Необходимость в полёте ощущали не только многие герои «Чайки» и ее автор в их и собственном лице. Ощущал ее и много и талантливо писавший о Чехове Скафтымов, публикация которого в данном сборнике заканчивается, например, так: «Начать так: Приходилось говорить о том, в чём состоит главный жизненный драматизм, воспроизводимый в пьесах Чехова. Хочу отметить, что этот драматизм принадлежит не только пьесам и повестям и рассказам. Отт...»

Начать — не кончить, Рукопись обрывается, замысел, когда-то зародившийся в недрах подсознания, намечен в черновиках, но не доведен до конца. Необходимость в продолжении и развитии остаётся. Это что-то сродни потребности в полёте, выявленной в пьесе «Чайка». Полёт продолжается...
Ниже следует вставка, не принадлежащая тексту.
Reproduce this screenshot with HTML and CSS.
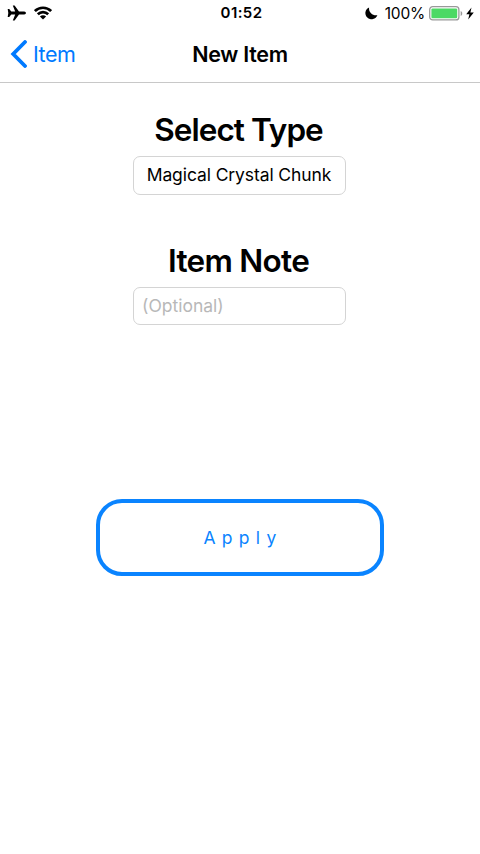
FILE: index.html
```html
<!DOCTYPE html>
<html lang="en">
<head>
<meta charset="utf-8">
<title>New Item</title>
<link rel="stylesheet" href="styles.css">
</head>
<body>
<header class="top">
  <div class="status">
    <div class="status-left">
      <svg class="plane" width="19" height="16" viewBox="0 0 19 16"><path d="M17.2 6.5H12L7.6.5H5.8L8.2 6.5H4.3L2.2 4H.7L1.3 8 .7 12H2.2L4.3 9.4H8.2L5.8 15.6H7.6L12 9.4H17.2C19.5 9.1 19.5 6.8 17.2 6.5Z"/></svg>
      <svg class="wifi" width="18" height="14" viewBox="0 0 18 14"><g fill="none" stroke="#000" stroke-width="2.7"><path d="M.9 5.1C5.4.6 12.6.6 17.1 5.1"/><path d="M3.8 8.3C6.8 5.4 11.2 5.4 14.2 8.3"/></g><path d="M5.9 10.5C7.7 8.9 10.3 8.9 12.1 10.5L9 13.5Z"/></svg>
    </div>
    <span class="time">01:52</span>
    <div class="status-right">
      <svg class="moon" width="13" height="13" viewBox="0 0 13 13"><path d="M4.1.4C3.4 5.1 7.6 9.1 12.4 8.2A6.2 6.2 0 1 1 4.1.4Z"/></svg>
      <span class="percent">100%</span>
      <svg class="battery" width="34" height="15" viewBox="0 0 34 15"><rect x=".7" y=".7" width="29.2" height="13.2" rx="3" fill="#fff" stroke="#999" stroke-width="1.3"/><rect x="2.4" y="2.4" width="25.8" height="9.8" rx="1.2" fill="#4cd964"/><path d="M31.7 5C33.8 5.7 33.8 9.3 31.7 10Z" fill="#999"/></svg>
      <svg class="bolt" width="8" height="13" viewBox="0 0 8 13"><path d="M5.5.4.2 7.2H3.4L2.2 12.5 7.8 5.4H4.4Z"/></svg>
    </div>
  </div>
  <nav class="nav">
    <a class="back"><svg width="17" height="28" viewBox="0 0 17 28"><path d="M15 2 3.2 14 15 26" fill="none" stroke="#007aff" stroke-width="3.8" stroke-linecap="round"/></svg><span>Item</span></a>
    <h1 class="title">New Item</h1>
  </nav>
</header>
<main class="form">
  <section class="group">
    <h2 class="label">Select Type</h2>
    <div class="field select">Magical Crystal Chunk</div>
  </section>
  <section class="group">
    <h2 class="label note">Item Note</h2>
    <input class="field" type="text" placeholder="(Optional)">
  </section>
  <button class="apply">Apply</button>
</main>
</body>
</html>
```
FILE: styles.css
```css
* { box-sizing: border-box; }
body { margin: 0; height: 854px; background: #fff; color: #000; font-family: Inter, "Liberation Sans", sans-serif; overflow: hidden; }
svg { display: block; flex: none; }
.top { height: 83px; border-bottom: 1px solid #c8c8c8; }
.status { height: 26px; display: grid; grid-template-columns: 1fr auto 1fr; align-items: center; padding: 0 6px 0 7px; }
.status-left, .status-right { display: flex; align-items: center; }
.status-right { justify-content: flex-end; }
.wifi { margin-left: 8px; }
.time { font-size: 15px; font-weight: 600; letter-spacing: 0.4px; padding-left: 2px; line-height: 18px; }
.percent { font-size: 15.5px; margin: 0 4px 0 7px; letter-spacing: -0.2px; }
.bolt { margin-left: 3px; }
.nav { height: 56px; display: grid; grid-template-columns: 1fr auto 1fr; align-items: center; padding: 0 0 0 10px; margin-right: 10px; }
.back { display: flex; align-items: center; gap: 6px; color: #007aff; font-size: 21.5px; letter-spacing: -0.5px; }
.title { margin: 0; font-size: 21.5px; line-height: 28px; font-weight: 600; letter-spacing: -0.3px; }
.form { display: flex; flex-direction: column; align-items: center; padding: 27px 1px 0 0; }
.group { width: 213px; height: 131px; display: flex; flex-direction: column; align-items: center; }
.label { margin: 0 0 6px; padding-right: 2px; font-size: 31.5px; line-height: 40px; font-weight: 600; letter-spacing: -0.95px; white-space: nowrap; }
.note { letter-spacing: -0.7px; }
.field { width: 213px; height: 39px; border: 1px solid #d4d4d4; border-radius: 7px; background: #fff; padding: 0 9px; font: 17.5px/36px Inter, "Liberation Sans", sans-serif; outline: none; }
input.field { height: 38px; padding: 0 8px 1px; }
.field::placeholder { color: #b8b8b8; opacity: 1; }
.select { text-align: center; padding: 0 1px 0 0; white-space: nowrap; letter-spacing: -0.1px; }
.apply { width: 288px; height: 77px; margin: 127px -1px 0 0; padding: 0 0 0 6px; border: 4px solid #0a84ff; border-radius: 26px; background: #fff; color: #0a84ff; font: 17.5px Inter, "Liberation Sans", sans-serif; letter-spacing: 6.3px; }
```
Ю.Н. Чумаков, выпорхнувший в свое время из саратовского филологического «гнезда», написал в письме от 16 октября 2015 года автору публикуемой в данном сборнике статьи (В.Ш. Кривонос. Ю.Н. Чумаков, А.П. Скафтымов и саратовское филологическое «гнездо»): «Скафтымовские конференции, конечно, следует продолжать. Надо посмотреть на теоретико-историческое лицо А<лександра> П<авловича>. А про Чехова можно предложить такую тему: «Чехов как предыстория». Это должно быть не культурно-историческим контекстом, а попыткой понять, как в Ч<ехове> начался 20 век».

Чехов и XX век — тема, конечно, не просто обширная и необходимая, она прежде всего — всемирная. Судьба одной из лучших чеховских пьес «Чайки» — лишнее тому подтверждение.

В.В. Гульченко

* * *

Все произведения А.П. Чехова цитируются по Полному собранию сочинений и писем в 30 томах (М.: Наука. 1974—1983). В тексте в квадратных скобках буквой «С» обозначены сочинения, «П» — письма, римской цифрой — том, арабской — страница.

Примечания

1. Мурьянов М.Ф. О символике чеховской «Чайки» // Чеховиана. Полёт «Чайки». М.: Наука, 2001. С. 206—221.

2. Виннер Т. «Чайка» Чехова и «Гамлет» Шекспира: исследование драматургического приема // Чехов и Шекспир. По материалам XXXVI-й международной научно-практической конференции «Чеховские чтения в Ялте» (Ялта, 20—24 апреля 2015 г.): Коллективная монография. М.: ГЦТМ им. А.А. Бахрушина, 2016. С. 306—314.

3. Сасаки Тэрухиро. Охотник и рыбак в чеховской «Чайке» // Чеховиана. Полёт «Чайки». М.: Наука, 2001. С. 249—257.